I don't agree with this. I believe that in many ways Roosevelt was more Conservative than Hoover, and found that, in the necessity of dealing with the Depression, he had to alter those beliefs as he went along. I would say that he was Pragmatic, and the fact that we survived is proof of his effectiveness. I've also tried reminding people of the context of the 30s, which is not our context, which was that many people believed that Capitalism was dead, and that Totalitarianism, namely Communism and Socialism, were the only choices. You simply cannot denude any decisions of that time, even Economic ones, of that context. His targets were necessitated by massive threats to our very survival.
"People still remember aspects of that depression history. The
Works Progress Administration and the Civilian Conservation Corps tackled infrastructure projects, much as Mr. Obama proposes — but these New Deal programs were not enough to restore full employment. That history reduces the current credibility of Mr. Obama’s target of 2.5 million jobs."
That's because they were experimental, and were being tried out in order to assess their effectiveness.
"On the other hand, there have been some worthwhile targets in monetary policy in recent years. A number of central banks have adopted firm inflation targets, which has helped to contain inflation expectations. Those expectations have tended to coincide roughly with the targets."
I agree.
"At the moment, of course, inflation is no longer the fundamental risk. Our current problems are
deflation and recession — possibly even depression — and so we must rethink our targets."
I agree.
"An immediate shift to a full employment target may not be possible, simply because there is no confidence right now that we can hit it. While people seem to believe that central banks can control inflation, there is little consensus that central banks can prevent a depression under circumstances like this."

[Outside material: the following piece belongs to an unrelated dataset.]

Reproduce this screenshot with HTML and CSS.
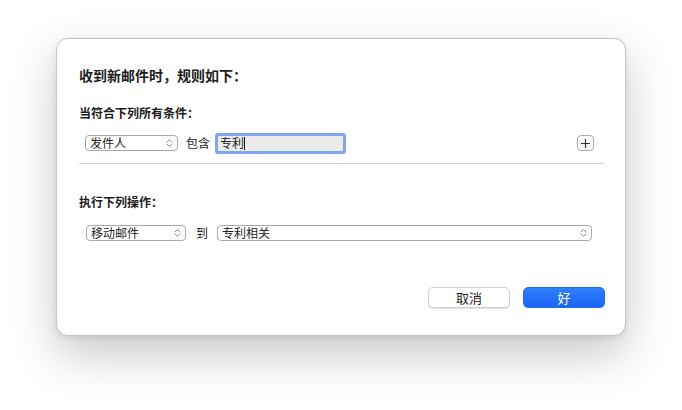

Here's where I believe that I differ from him and most everybody else. I believe that, prior to Lehman, and even after for a time, people did in fact still believe that the government could avert and deal with this crisis effectively. There has been an ongoing deterioration in that belief throughout this year, with it being almost completely shattered by the performance and effectiveness of recent government policies. A large part of this deterioration, I believe, has to do with a general feeling that the Bush Administration will manage to make things worse. However, because this belief was so widespread and endemic to our actual system of governance and finance, there was no Plan B. Consequently, when the crisis hit, everybody had placed their bets on the government.

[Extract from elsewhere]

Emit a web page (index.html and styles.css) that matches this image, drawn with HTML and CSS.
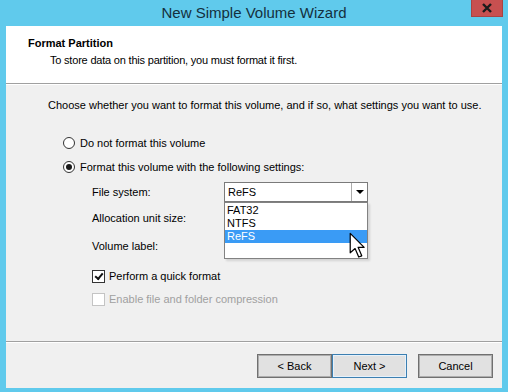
FILE: index.html
```html
<!DOCTYPE html>
<html lang="en">
<head>
<meta charset="UTF-8">
<title>New Simple Volume Wizard</title>
<link rel="stylesheet" href="styles.css">
</head>
<body>
<div class="window">
  <div class="titlebar">
    <span></span>
    <span class="title">New Simple Volume Wizard</span>
    <span class="close-wrap">
      <span class="close">
        <svg width="12" height="10" viewBox="0 0 12 10"><path d="M2 1 L10 9 M10 1 L2 9" stroke="#1b1b1b" stroke-width="2.4" fill="none"/></svg>
      </span>
    </span>
  </div>

  <div class="client">
    <div class="header">
      <div class="header-title">Format Partition</div>
      <div class="header-sub">To store data on this partition, you must format it first.</div>
    </div>

    <div class="main">
      <p class="intro">Choose whether you want to format this volume, and if so, what settings you want to use.</p>

      <div class="option opt-first"><span class="radio"></span>Do not format this volume</div>
      <div class="option opt-second"><span class="radio checked"></span>Format this volume with the following settings:</div>

      <div class="settings">
        <div class="field field-fs">
          <span class="field-label">File system:</span>
          <div class="select">
            <span class="select-value">ReFS</span>
            <span class="select-arrow"></span>
            <ul class="dropdown">
              <li>FAT32</li>
              <li>NTFS</li>
              <li class="selected">ReFS</li>
              <svg class="cursor" width="17" height="27" viewBox="0 0 14 22"><path d="M1 1 L1 17 L5 13.5 L8 20.5 L10.5 19.5 L7.5 12.5 L12.5 12.5 Z" fill="#fff" stroke="#000" stroke-width="1" stroke-linejoin="round"/></svg>
            </ul>
          </div>
        </div>
        <div class="field field-alloc"><span class="field-label">Allocation unit size:</span></div>
        <div class="field field-label-row"><span class="field-label">Volume label:</span></div>

        <div class="check-row check-first"><span class="checkbox checked"></span>Perform a quick format</div>
        <div class="check-row disabled"><span class="checkbox"></span>Enable file and folder compression</div>
      </div>
    </div>

    <div class="footer">
      <div class="btn-pair">
        <button class="btn">&lt; Back</button>
        <button class="btn btn-default">Next &gt;</button>
      </div>
      <button class="btn btn-cancel">Cancel</button>
    </div>
  </div>
</div>
</body>
</html>
```

FILE: styles.css
```css
:root {
  --cor-moldura: #60caec;
  --cor-fundo: #f0f0f0;
  --cor-borda: #a0a0a0;
  --cor-selecao: #3a9bf5;
}

body {
  margin: 0;
  background: var(--cor-moldura);
  font-family: 'Liberation Sans', Arial, sans-serif;
  font-size: 11px;
  color: #000;
}

.window {
  width: 508px;
  height: 392px;
  background: var(--cor-moldura);
}

.titlebar {
  height: 26px;
  display: grid;
  grid-template-columns: 1fr auto 1fr;
}

.title {
  font-size: 15px;
  color: #14303e;
  line-height: 25px;
}

.close-wrap {
  display: flex;
  justify-content: flex-end;
  padding-right: 5px;
}

.close {
  width: 32px;
  height: 17px;
  background: #c75050;
  border: 1px solid #a84343;
  border-top: none;
  box-sizing: border-box;
  display: flex;
  justify-content: center;
  align-items: center;
}

.client {
  margin: 0 6px;
  height: 362px;
  background: var(--cor-fundo);
  display: flex;
  flex-direction: column;
}

.header {
  height: 58px;
  box-sizing: border-box;
  background: #fff;
  border-bottom: 1px solid var(--cor-borda);
  box-shadow: 0 1px 0 #fff;
  padding: 10px 0 0 22px;
  line-height: 14px;
}

.header-title {
  font-weight: bold;
}

.header-sub {
  margin-top: 3px;
  padding-left: 22px;
  letter-spacing: -0.2px;
}

.main {
  flex: 1;
  line-height: 14px;
  padding-top: 1px;
}

.intro {
  margin: 13px 0 0 42px;
}

.option {
  height: 20px;
  display: flex;
  align-items: center;
  margin-left: 57px;
}

.opt-first {
  margin-top: 21px;
}

.opt-second {
  margin-top: 4px;
}

.radio {
  width: 12px;
  height: 12px;
  border: 1px solid #333;
  border-radius: 50%;
  background: #fff;
  box-sizing: border-box;
  margin-right: 5px;
  display: flex;
  justify-content: center;
  align-items: center;
}

.radio.checked::after {
  content: "";
  width: 6px;
  height: 6px;
  border-radius: 50%;
  background: #1a1a1a;
}

.settings {
  margin-left: 86px;
}

.field {
  height: 20px;
  display: flex;
  align-items: center;
}

.field-fs {
  margin-top: 5px;
}

.field-alloc {
  margin-top: 6px;
}

.field-label-row {
  margin-top: 8px;
}

.field-label {
  width: 132px;
}

.select {
  position: relative;
  width: 144px;
  height: 20px;
  box-sizing: border-box;
  border: 1px solid #7a7a7a;
  background: #fff;
  display: flex;
}

.select-value {
  flex: 1;
  padding-left: 3px;
  line-height: 18px;
}

.select-arrow {
  width: 15px;
  border-left: 1px solid #ababab;
  display: flex;
  justify-content: center;
  align-items: center;
}

.select-arrow::after {
  content: "";
  border-left: 4px solid transparent;
  border-right: 4px solid transparent;
  border-top: 4px solid #000;
}

.dropdown {
  position: absolute;
  top: 19px;
  left: -1px;
  width: 144px;
  height: 57px;
  box-sizing: border-box;
  margin: 0;
  padding: 1px 0 0;
  list-style: none;
  background: #fff;
  border: 1px solid #828282;
  box-shadow: 2px 2px 2px rgba(0, 0, 0, 0.12);
}

.dropdown li {
  height: 13px;
  line-height: 13px;
  padding-left: 2px;
}

.dropdown li.selected {
  background: var(--cor-selecao);
  color: #fff;
}

.cursor {
  position: absolute;
  left: 124px;
  top: 29px;
}

.check-row {
  height: 20px;
  display: flex;
  align-items: center;
}

.check-first {
  margin-top: 10px;
}

.check-row.disabled {
  margin-top: 3px;
  color: #a0a0a0;
}

.checkbox {
  width: 13px;
  height: 13px;
  box-sizing: border-box;
  border: 1px solid #333;
  background: #fff;
  margin-right: 4px;
  display: flex;
  justify-content: center;
  align-items: center;
}

.checkbox.checked::after {
  content: "";
  width: 6px;
  height: 3px;
  border-left: 2px solid #111;
  border-bottom: 2px solid #111;
  transform: rotate(-50deg);
  margin-top: -2px;
}

.check-row.disabled .checkbox {
  border-color: #c4c4c4;
}

.footer {
  height: 47px;
  box-sizing: border-box;
  border-top: 1px solid var(--cor-borda);
  box-shadow: inset 0 1px 0 #fff;
  padding: 12px 9px 0 0;
  display: flex;
  justify-content: flex-end;
  align-items: flex-start;
}

.btn-pair {
  display: flex;
}

.btn {
  width: 75px;
  height: 24px;
  box-sizing: border-box;
  border: 1px solid #707070;
  background: #e1e1e1;
  font-family: 'Liberation Sans', Arial, sans-serif;
  font-size: 11px;
  color: #000;
  padding: 0;
  box-shadow: inset 0 0 0 1px #adadad;
}

.btn-default {
  border: 1px solid #3c7fb1;
  box-shadow: inset 0 0 0 1px #e5f1fb;
}

.btn-cancel {
  margin-left: 11px;
}
```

From a philosophical perspective, these assumptions limited and limit our possible responses, in the same way that a sentence's meaning is limited by its context and presuppositions. That's why, contrary to what many Kantians believe, you simply cannot toss in any theoretical plan that you can come up with and expect it to work in this context. In fact, it will be as effective as gibberish is in a conversation.

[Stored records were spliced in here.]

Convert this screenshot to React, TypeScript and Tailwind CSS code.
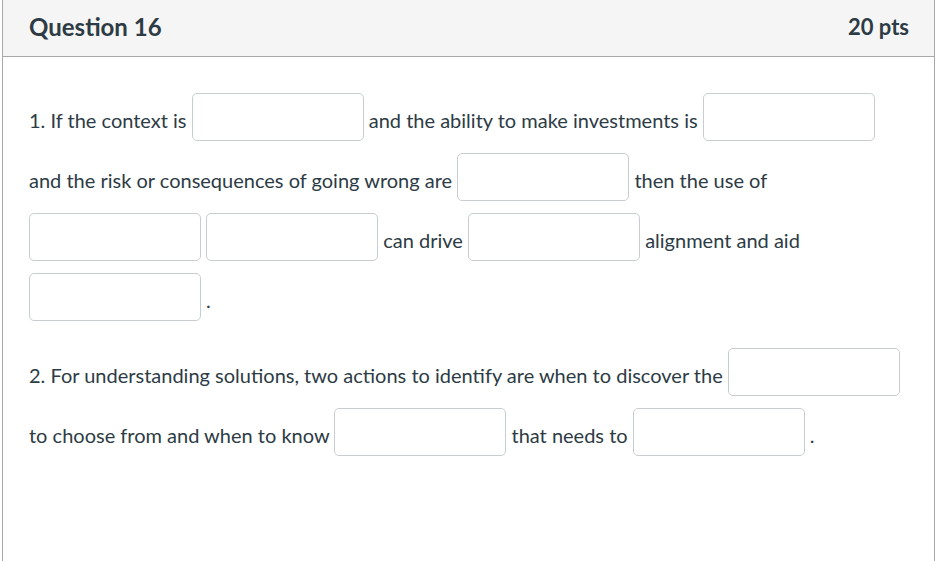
import React from 'react'

function Blank() {
  return (
    <span className="inline-block overflow-hidden align-[-13px]">
      <input
        type="text"
        aria-label="answer"
        className="block w-[172px] h-[48px] rounded-[5px] border border-[#c7cdd1] bg-white px-2 text-[18px] text-[#2d3b45] outline-none"
      />
    </span>
  )
}

export default function App() {
  return (
    <div className="w-[945px] h-[561px] overflow-hidden bg-white font-['Lato','Liberation_Sans',sans-serif] text-[#2d3b45]">
      <div className="ml-[2px] w-[933px] h-[600px] border-x border-[#a8a8a8]">
        {/* header */}
        <div className="flex items-center justify-between h-[57px] pb-[2px] bg-[#f5f5f5] border-b border-[#a8a8a8] pl-[26px] pr-[25px]">
          <h2 className="text-[24px] font-bold leading-none">Question 16</h2>
          <span className="text-[22px] font-bold leading-none">20 pts</span>
        </div>

        {/* body */}
        <div className="pl-[26px] pr-[30px] pt-[33px] text-[20px] leading-[60px]">
          <p className="mb-[15px]">
            1. If the context is <Blank /> and the ability to make investments is <Blank />{' '}
            and the risk or consequences of going wrong are <Blank /> then the use of{' '}
            <Blank /> <Blank /> can drive <Blank /> alignment and aid <Blank /> .
          </p>
          <p>
            2. For understanding solutions, two actions to identify are when to discover the <Blank />{' '}
            to choose from and when to know <Blank /> that needs to <Blank /> .
          </p>
        </div>
      </div>
    </div>
  )
}
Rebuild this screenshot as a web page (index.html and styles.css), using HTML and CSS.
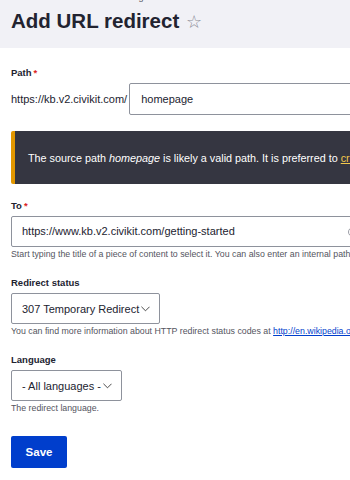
FILE: index.html
```html
<!DOCTYPE html>
<html lang="en">
<head>
<meta charset="utf-8">
<title>Add URL redirect</title>
<link rel="stylesheet" href="styles.css">
</head>
<body>
<div class="page">
  <header class="header">
    <nav class="crumbs">Home &nbsp;›&nbsp; Administration &nbsp;›&nbsp; Configuration &nbsp;›&nbsp; Search and metadata &nbsp;›&nbsp; Redirect</nav>
    <h1 class="title">Add URL redirect <span class="star">☆</span></h1>
  </header>
  <main class="form">
    <div class="field">
      <label class="label">Path<span class="req">*</span></label>
      <div class="path-row">
        <span class="prefix">https://kb.v2.civikit.com/</span>
        <div class="input input-path">homepage</div>
      </div>
    </div>
    <div class="warning">
      <p>The source path <em>homepage</em> is likely a valid path. It is preferred to <a href="#">create</a> a URL alias for existing paths rather than a redirect.</p>
    </div>
    <div class="field field-to">
      <label class="label">To<span class="req">*</span></label>
      <div class="input input-to">https://www.kb.v2.civikit.com/getting-started<span class="throbber"></span></div>
      <div class="desc">Start typing the title of a piece of content to select it. You can also enter an internal path such as /node/add or an external URL.</div>
    </div>
    <div class="field">
      <label class="label">Redirect status</label>
      <div class="select select-status">307 Temporary Redirect<svg class="chev" viewBox="0 0 10 6" width="9" height="6"><path d="M0.5 0.5 L5 5 L9.5 0.5" fill="none" stroke="#222" stroke-width="0.9"/></svg></div>
      <div class="desc">You can find more information about HTTP redirect status codes at <a href="#">http://en.wikipedia.org/wiki/List_of_HTTP_status_codes#3xx_Redirection</a>.</div>
    </div>
    <div class="field">
      <label class="label">Language</label>
      <div class="select select-lang">- All languages -<svg class="chev" viewBox="0 0 10 6" width="9" height="6"><path d="M0.5 0.5 L5 5 L9.5 0.5" fill="none" stroke="#222" stroke-width="0.9"/></svg></div>
      <div class="desc">The redirect language.</div>
    </div>
    <button class="save" type="button">Save</button>
  </main>
</div>
</body>
</html>
```

FILE: styles.css
```css
html, body {
  margin: 0;
  padding: 0;
  background: #fff;
  overflow: hidden;
}
body {
  font-family: "Liberation Sans", Arial, sans-serif;
  color: #222330;
}
.page {
  width: 520px;
}
.header {
  background: #f1f1f6;
  height: 48px;
  padding: 0 11px;
  box-sizing: border-box;
  overflow: hidden;
}
.crumbs {
  font-size: 9px;
  line-height: 12px;
  margin-top: -9px;
  color: #545560;
  white-space: nowrap;
}
.title {
  margin: 5px 0 0;
  font-size: 20.5px;
  line-height: 26px;
  font-weight: 700;
  color: #222330;
  white-space: nowrap;
}
.star {
  font-weight: 400;
  color: #8a8c96;
  font-size: 18px;
  margin-left: 1px;
}
.form {
  padding: 19px 11px 0;
}
.field {
  display: flex;
  flex-direction: column;
  align-items: flex-start;
}
.label {
  font-size: 9.5px;
  font-weight: 700;
  line-height: 12px;
  margin-bottom: 4px;
}
.req {
  color: #dc2323;
  margin-left: 2px;
}
.path-row {
  display: flex;
  align-items: center;
}
.prefix {
  font-size: 11px;
  margin-right: 2px;
  white-space: nowrap;
}
.input {
  height: 32px;
  box-sizing: border-box;
  border: 1px solid #8e929c;
  border-radius: 2px;
  font-size: 11px;
  line-height: 30px;
  padding: 0 11px;
  white-space: nowrap;
}
.input-path {
  width: 360px;
}
.input-to {
  width: 500px;
  height: 31px;
  line-height: 29px;
  padding-left: 10px;
  position: relative;
}
.throbber {
  position: absolute;
  left: 336px;
  top: 10px;
  width: 8px;
  height: 8px;
  border: 1px solid #9a9ca5;
  border-radius: 50%;
}
.warning {
  margin-top: 16px;
  background: #353641;
  border-left: 4px solid #e29700;
  border-radius: 2px;
  height: 53px;
  display: flex;
  align-items: center;
  padding-left: 13px;
  width: 520px;
  box-sizing: border-box;
}
.warning p {
  margin: 0;
  color: #fff;
  font-size: 10.8px;
  white-space: nowrap;
}
.warning a {
  color: #f2c94c;
}
.field-to {
  margin-top: 16px;
}
.desc {
  font-size: 8.8px;
  color: #545560;
  margin-top: 2px;
  line-height: 11px;
  white-space: nowrap;
  margin-bottom: 17px;
}
.desc a {
  color: #003ecc;
}
.select {
  height: 31px;
  box-sizing: border-box;
  border: 1px solid #8e929c;
  border-radius: 2px;
  font-size: 11px;
  display: flex;
  align-items: center;
  padding: 0 9px 0 10px;
  white-space: nowrap;
}
.chev {
  margin-left: 2px;
  margin-top: 1px;
}
.save {
  margin-top: 5px;
  background: #003ecc;
  color: #fff;
  border: none;
  border-radius: 2px;
  width: 56px;
  height: 32px;
  font-family: inherit;
  font-size: 11.5px;
  font-weight: 700;
  padding: 0;
}
```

"In a forthcoming book I’ve written with Professor George A. Akerlof of the University of California, Berkeley, we argue that current circumstances call for a couple of intermediate targets. If we can hit them, we may credibly be expected to hit the ultimate target of full employment — and keep inflation at bay. The intermediate targets should be announced forcefully, with an immediate effort to achieve them."
Yes Sir. On the double, Sir.
"First, there should be an intermediate target for conventional fiscal and monetary policy, one ambitious enough to restore full employment in a typical recession. (Fiscal policy is the taxation and expenditure proposed by the president and voted by Congress; monetary policy is the province of the
Federal Reserve Board.) "
What's the target?
"This target may be inadequate, however, because we are not in a typical recession. Conventional fiscal and monetary methods may fizzle, as they did in the 1990s in post-bubble Japan. After its stock market and real estate debacle early in the decade, the government of Japan moved its budget into deficit and brought interest rates down to zero. But the economy never entirely recovered, and in due course the government debt rose to 1.71 times the annual
gross domestic product, versus a current multiple of 0.74 in the United States."
Does that mean that we might hit the target and yet that not prove target enough? Yes, we don't want to end in Japan's pickle. But we might.
"Similarly, we just do not know whether these measures will work in this country. That is why we also need a second intermediate target, for credit. The ability to borrow should be restored to an appropriate level for a normal economy at full employment."
I think that's what I've been calling a Credit Stimulus. I dimly remember expecting TARP to be that. Well, not really expecting. Praying, more like it.
"This is crucial because the most salient problem in our institutions is the drying up of credit. Without credit, companies that count on outside finance will go bankrupt, requiring an impossibly large fiscal and monetary policy stimulus to achieve full employment."
And your remedy is? Give us the most salient solution, friend.
"Furthermore, as long as the
credit crisis continues, the economy’s response to conventional fiscal and monetary policy may be drastically reduced. A person who cannot borrow, for example, is unlikely to buy a car, even if a generous fiscal policy has provided him with the needed down payment. Under the current circumstances, the Keynesian “multiplier,” the economy’s response to fiscal policy, may be unusually low. Our best econometric models just won’t tell us how low."
Chuck them, mate.
"FOR months, the Fed has been working to expand credit, and has invented some good methods for doing so. On Nov. 25, it announced a smart method to jump-start credit, called the Term Asset-Backed Securities Loan Facility, which would issue loans, using securities backed by newly issued consumer and small-business loans as collateral. The Fed has started paying interest on reserves to control the inflationary impact of such a policy."
I think that paying interest on reserves was more like an incentive to save, rather than lend. But that's just me.
"This plan and others like it are promising. But all the government loan programs announced so far represent only a tiny fraction of the $52 trillion of total credit market instruments outstanding. We will need to go much further and extend credit to households and businesses that would otherwise be ignored."
Fine. How do we do that?
"Along with fiscal and monetary policy, credit needs to be targeted on a scale that would get us out of our current economic mess. That’s what Washington should do now."
It's fine to want full employment, but, unless he's arguing that the government just up and guarantee everybody a job, I'm not sure how to get it. If that's what he's saying, why not just say that the government should guarantee everybody a job?
The one point I definitely agree with him on is that this is a Crisis Of Confidence, and policies must address it.